▶ **Task to carry out**: Would you repeat the listing exactly but omit every picture?

** START OF Provided data **

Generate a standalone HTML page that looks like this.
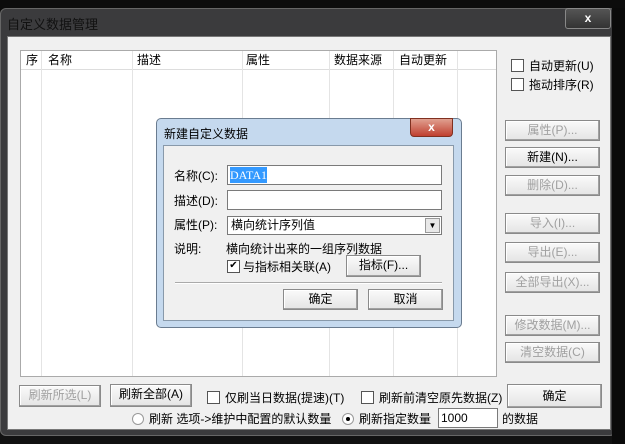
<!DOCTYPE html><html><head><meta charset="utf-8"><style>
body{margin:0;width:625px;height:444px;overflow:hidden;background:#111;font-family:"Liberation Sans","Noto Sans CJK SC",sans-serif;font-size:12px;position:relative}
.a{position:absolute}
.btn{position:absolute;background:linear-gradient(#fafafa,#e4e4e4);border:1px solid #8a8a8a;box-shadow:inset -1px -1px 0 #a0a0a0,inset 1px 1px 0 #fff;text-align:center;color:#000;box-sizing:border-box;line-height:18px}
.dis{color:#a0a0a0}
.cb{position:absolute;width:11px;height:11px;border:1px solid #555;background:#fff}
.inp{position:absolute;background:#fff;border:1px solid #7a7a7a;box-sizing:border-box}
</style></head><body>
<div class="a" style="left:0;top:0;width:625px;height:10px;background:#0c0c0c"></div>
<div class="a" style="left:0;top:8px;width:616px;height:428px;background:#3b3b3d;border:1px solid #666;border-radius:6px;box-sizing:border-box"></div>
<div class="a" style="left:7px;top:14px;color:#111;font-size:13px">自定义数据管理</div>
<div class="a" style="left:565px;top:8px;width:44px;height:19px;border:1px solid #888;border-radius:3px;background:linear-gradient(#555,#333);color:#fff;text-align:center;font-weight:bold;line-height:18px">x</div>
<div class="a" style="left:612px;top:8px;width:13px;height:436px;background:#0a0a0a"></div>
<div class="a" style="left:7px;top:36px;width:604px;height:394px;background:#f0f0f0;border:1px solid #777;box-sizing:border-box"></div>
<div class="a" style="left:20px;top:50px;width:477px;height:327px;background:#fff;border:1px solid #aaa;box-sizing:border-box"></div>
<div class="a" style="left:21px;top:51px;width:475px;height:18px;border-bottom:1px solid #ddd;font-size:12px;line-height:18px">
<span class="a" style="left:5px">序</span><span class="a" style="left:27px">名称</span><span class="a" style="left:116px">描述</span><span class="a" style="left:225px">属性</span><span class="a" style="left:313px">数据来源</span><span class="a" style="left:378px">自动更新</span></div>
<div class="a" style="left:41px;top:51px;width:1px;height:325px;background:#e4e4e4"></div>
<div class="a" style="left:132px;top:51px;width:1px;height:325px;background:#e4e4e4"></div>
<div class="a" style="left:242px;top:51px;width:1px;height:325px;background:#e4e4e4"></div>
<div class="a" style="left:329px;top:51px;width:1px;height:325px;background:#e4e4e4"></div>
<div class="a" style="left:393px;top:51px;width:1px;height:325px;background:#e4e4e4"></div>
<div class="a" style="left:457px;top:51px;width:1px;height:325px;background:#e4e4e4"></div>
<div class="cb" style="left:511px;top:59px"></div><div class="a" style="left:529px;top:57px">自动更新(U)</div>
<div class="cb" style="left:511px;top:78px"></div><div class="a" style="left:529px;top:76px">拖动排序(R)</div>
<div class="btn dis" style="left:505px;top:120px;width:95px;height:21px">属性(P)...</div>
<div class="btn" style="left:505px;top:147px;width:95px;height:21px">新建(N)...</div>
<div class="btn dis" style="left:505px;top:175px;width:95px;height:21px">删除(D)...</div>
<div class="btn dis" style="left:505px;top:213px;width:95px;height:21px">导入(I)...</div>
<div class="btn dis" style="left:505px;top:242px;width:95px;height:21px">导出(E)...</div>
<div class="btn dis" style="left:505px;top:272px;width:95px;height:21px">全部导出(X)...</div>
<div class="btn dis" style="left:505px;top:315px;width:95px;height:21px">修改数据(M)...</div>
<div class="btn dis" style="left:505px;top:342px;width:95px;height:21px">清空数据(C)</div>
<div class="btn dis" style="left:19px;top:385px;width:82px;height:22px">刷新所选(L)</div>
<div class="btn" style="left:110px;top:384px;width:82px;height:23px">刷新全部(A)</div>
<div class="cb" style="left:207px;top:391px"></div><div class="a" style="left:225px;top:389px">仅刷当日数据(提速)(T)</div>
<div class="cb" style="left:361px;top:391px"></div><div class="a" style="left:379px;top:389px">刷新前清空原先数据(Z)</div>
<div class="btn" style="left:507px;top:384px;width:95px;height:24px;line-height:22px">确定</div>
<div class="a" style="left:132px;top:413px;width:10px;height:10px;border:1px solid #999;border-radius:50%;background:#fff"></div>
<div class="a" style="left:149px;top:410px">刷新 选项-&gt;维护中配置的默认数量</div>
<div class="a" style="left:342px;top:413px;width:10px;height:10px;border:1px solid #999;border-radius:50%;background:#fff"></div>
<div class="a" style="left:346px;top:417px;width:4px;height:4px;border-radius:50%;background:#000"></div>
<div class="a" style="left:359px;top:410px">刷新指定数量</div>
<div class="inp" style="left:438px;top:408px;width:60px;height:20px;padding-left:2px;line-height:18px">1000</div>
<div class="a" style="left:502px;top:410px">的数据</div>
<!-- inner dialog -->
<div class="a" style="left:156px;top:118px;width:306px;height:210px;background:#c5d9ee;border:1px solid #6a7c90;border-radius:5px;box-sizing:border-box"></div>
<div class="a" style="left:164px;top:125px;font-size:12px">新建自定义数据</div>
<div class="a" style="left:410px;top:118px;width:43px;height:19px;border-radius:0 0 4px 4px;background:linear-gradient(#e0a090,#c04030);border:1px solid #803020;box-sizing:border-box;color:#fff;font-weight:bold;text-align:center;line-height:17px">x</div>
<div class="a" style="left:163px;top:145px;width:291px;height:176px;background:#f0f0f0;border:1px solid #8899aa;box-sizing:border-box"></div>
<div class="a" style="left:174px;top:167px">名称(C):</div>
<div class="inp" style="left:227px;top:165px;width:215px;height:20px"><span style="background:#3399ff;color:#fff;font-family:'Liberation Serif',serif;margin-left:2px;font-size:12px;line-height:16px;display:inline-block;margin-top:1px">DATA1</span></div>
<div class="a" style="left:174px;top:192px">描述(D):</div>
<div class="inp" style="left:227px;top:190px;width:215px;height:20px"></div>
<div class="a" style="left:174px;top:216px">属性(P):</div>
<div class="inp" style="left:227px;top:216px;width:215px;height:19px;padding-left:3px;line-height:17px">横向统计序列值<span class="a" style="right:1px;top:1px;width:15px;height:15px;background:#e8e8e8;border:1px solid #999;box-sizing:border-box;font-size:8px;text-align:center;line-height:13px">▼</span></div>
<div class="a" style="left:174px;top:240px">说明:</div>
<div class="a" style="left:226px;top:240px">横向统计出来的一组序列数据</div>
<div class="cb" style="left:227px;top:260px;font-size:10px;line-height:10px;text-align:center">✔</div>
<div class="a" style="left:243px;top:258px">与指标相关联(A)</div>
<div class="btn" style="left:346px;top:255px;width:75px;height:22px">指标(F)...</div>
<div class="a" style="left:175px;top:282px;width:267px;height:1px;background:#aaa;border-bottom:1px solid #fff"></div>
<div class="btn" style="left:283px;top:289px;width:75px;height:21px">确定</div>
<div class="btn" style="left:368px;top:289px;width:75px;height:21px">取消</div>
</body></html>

** END OF Provided data **

▶ **Task output**:
Generate a standalone HTML page that looks like this.
<!DOCTYPE html><html><head><meta charset="utf-8"><style>
body{margin:0;width:625px;height:444px;overflow:hidden;background:#111;font-family:"Liberation Sans","Noto Sans CJK SC",sans-serif;font-size:12px;position:relative}
.a{position:absolute}
.btn{position:absolute;background:linear-gradient(#fafafa,#e4e4e4);border:1px solid #8a8a8a;box-shadow:inset -1px -1px 0 #a0a0a0,inset 1px 1px 0 #fff;text-align:center;color:#000;box-sizing:border-box;line-height:18px}
.dis{color:#a0a0a0}
.cb{position:absolute;width:11px;height:11px;border:1px solid #555;background:#fff}
.inp{position:absolute;background:#fff;border:1px solid #7a7a7a;box-sizing:border-box}
</style></head><body>
<div class="a" style="left:0;top:0;width:625px;height:10px;background:#0c0c0c"></div>
<div class="a" style="left:0;top:8px;width:616px;height:428px;background:#3b3b3d;border:1px solid #666;border-radius:6px;box-sizing:border-box"></div>
<div class="a" style="left:7px;top:14px;color:#111;font-size:13px">自定义数据管理</div>
<div class="a" style="left:565px;top:8px;width:44px;height:19px;border:1px solid #888;border-radius:3px;background:linear-gradient(#555,#333);color:#fff;text-align:center;font-weight:bold;line-height:18px">x</div>
<div class="a" style="left:612px;top:8px;width:13px;height:436px;background:#0a0a0a"></div>
<div class="a" style="left:7px;top:36px;width:604px;height:394px;background:#f0f0f0;border:1px solid #777;box-sizing:border-box"></div>
<div class="a" style="left:20px;top:50px;width:477px;height:327px;background:#fff;border:1px solid #aaa;box-sizing:border-box"></div>
<div class="a" style="left:21px;top:51px;width:475px;height:18px;border-bottom:1px solid #ddd;font-size:12px;line-height:18px">
<span class="a" style="left:5px">序</span><span class="a" style="left:27px">名称</span><span class="a" style="left:116px">描述</span><span class="a" style="left:225px">属性</span><span class="a" style="left:313px">数据来源</span><span class="a" style="left:378px">自动更新</span></div>
<div class="a" style="left:41px;top:51px;width:1px;height:325px;background:#e4e4e4"></div>
<div class="a" style="left:132px;top:51px;width:1px;height:325px;background:#e4e4e4"></div>
<div class="a" style="left:242px;top:51px;width:1px;height:325px;background:#e4e4e4"></div>
<div class="a" style="left:329px;top:51px;width:1px;height:325px;background:#e4e4e4"></div>
<div class="a" style="left:393px;top:51px;width:1px;height:325px;background:#e4e4e4"></div>
<div class="a" style="left:457px;top:51px;width:1px;height:325px;background:#e4e4e4"></div>
<div class="cb" style="left:511px;top:59px"></div><div class="a" style="left:529px;top:57px">自动更新(U)</div>
<div class="cb" style="left:511px;top:78px"></div><div class="a" style="left:529px;top:76px">拖动排序(R)</div>
<div class="btn dis" style="left:505px;top:120px;width:95px;height:21px">属性(P)...</div>
<div class="btn" style="left:505px;top:147px;width:95px;height:21px">新建(N)...</div>
<div class="btn dis" style="left:505px;top:175px;width:95px;height:21px">删除(D)...</div>
<div class="btn dis" style="left:505px;top:213px;width:95px;height:21px">导入(I)...</div>
<div class="btn dis" style="left:505px;top:242px;width:95px;height:21px">导出(E)...</div>
<div class="btn dis" style="left:505px;top:272px;width:95px;height:21px">全部导出(X)...</div>
<div class="btn dis" style="left:505px;top:315px;width:95px;height:21px">修改数据(M)...</div>
<div class="btn dis" style="left:505px;top:342px;width:95px;height:21px">清空数据(C)</div>
<div class="btn dis" style="left:19px;top:385px;width:82px;height:22px">刷新所选(L)</div>
<div class="btn" style="left:110px;top:384px;width:82px;height:23px">刷新全部(A)</div>
<div class="cb" style="left:207px;top:391px"></div><div class="a" style="left:225px;top:389px">仅刷当日数据(提速)(T)</div>
<div class="cb" style="left:361px;top:391px"></div><div class="a" style="left:379px;top:389px">刷新前清空原先数据(Z)</div>
<div class="btn" style="left:507px;top:384px;width:95px;height:24px;line-height:22px">确定</div>
<div class="a" style="left:132px;top:413px;width:10px;height:10px;border:1px solid #999;border-radius:50%;background:#fff"></div>
<div class="a" style="left:149px;top:410px">刷新 选项-&gt;维护中配置的默认数量</div>
<div class="a" style="left:342px;top:413px;width:10px;height:10px;border:1px solid #999;border-radius:50%;background:#fff"></div>
<div class="a" style="left:346px;top:417px;width:4px;height:4px;border-radius:50%;background:#000"></div>
<div class="a" style="left:359px;top:410px">刷新指定数量</div>
<div class="inp" style="left:438px;top:408px;width:60px;height:20px;padding-left:2px;line-height:18px">1000</div>
<div class="a" style="left:502px;top:410px">的数据</div>
<!-- inner dialog -->
<div class="a" style="left:156px;top:118px;width:306px;height:210px;background:#c5d9ee;border:1px solid #6a7c90;border-radius:5px;box-sizing:border-box"></div>
<div class="a" style="left:164px;top:125px;font-size:12px">新建自定义数据</div>
<div class="a" style="left:410px;top:118px;width:43px;height:19px;border-radius:0 0 4px 4px;background:linear-gradient(#e0a090,#c04030);border:1px solid #803020;box-sizing:border-box;color:#fff;font-weight:bold;text-align:center;line-height:17px">x</div>
<div class="a" style="left:163px;top:145px;width:291px;height:176px;background:#f0f0f0;border:1px solid #8899aa;box-sizing:border-box"></div>
<div class="a" style="left:174px;top:167px">名称(C):</div>
<div class="inp" style="left:227px;top:165px;width:215px;height:20px"><span style="background:#3399ff;color:#fff;font-family:'Liberation Serif',serif;margin-left:2px;font-size:12px;line-height:16px;display:inline-block;margin-top:1px">DATA1</span></div>
<div class="a" style="left:174px;top:192px">描述(D):</div>
<div class="inp" style="left:227px;top:190px;width:215px;height:20px"></div>
<div class="a" style="left:174px;top:216px">属性(P):</div>
<div class="inp" style="left:227px;top:216px;width:215px;height:19px;padding-left:3px;line-height:17px">横向统计序列值<span class="a" style="right:1px;top:1px;width:15px;height:15px;background:#e8e8e8;border:1px solid #999;box-sizing:border-box;font-size:8px;text-align:center;line-height:13px">▼</span></div>
<div class="a" style="left:174px;top:240px">说明:</div>
<div class="a" style="left:226px;top:240px">横向统计出来的一组序列数据</div>
<div class="cb" style="left:227px;top:260px;font-size:10px;line-height:10px;text-align:center">✔</div>
<div class="a" style="left:243px;top:258px">与指标相关联(A)</div>
<div class="btn" style="left:346px;top:255px;width:75px;height:22px">指标(F)...</div>
<div class="a" style="left:175px;top:282px;width:267px;height:1px;background:#aaa;border-bottom:1px solid #fff"></div>
<div class="btn" style="left:283px;top:289px;width:75px;height:21px">确定</div>
<div class="btn" style="left:368px;top:289px;width:75px;height:21px">取消</div>
</body></html>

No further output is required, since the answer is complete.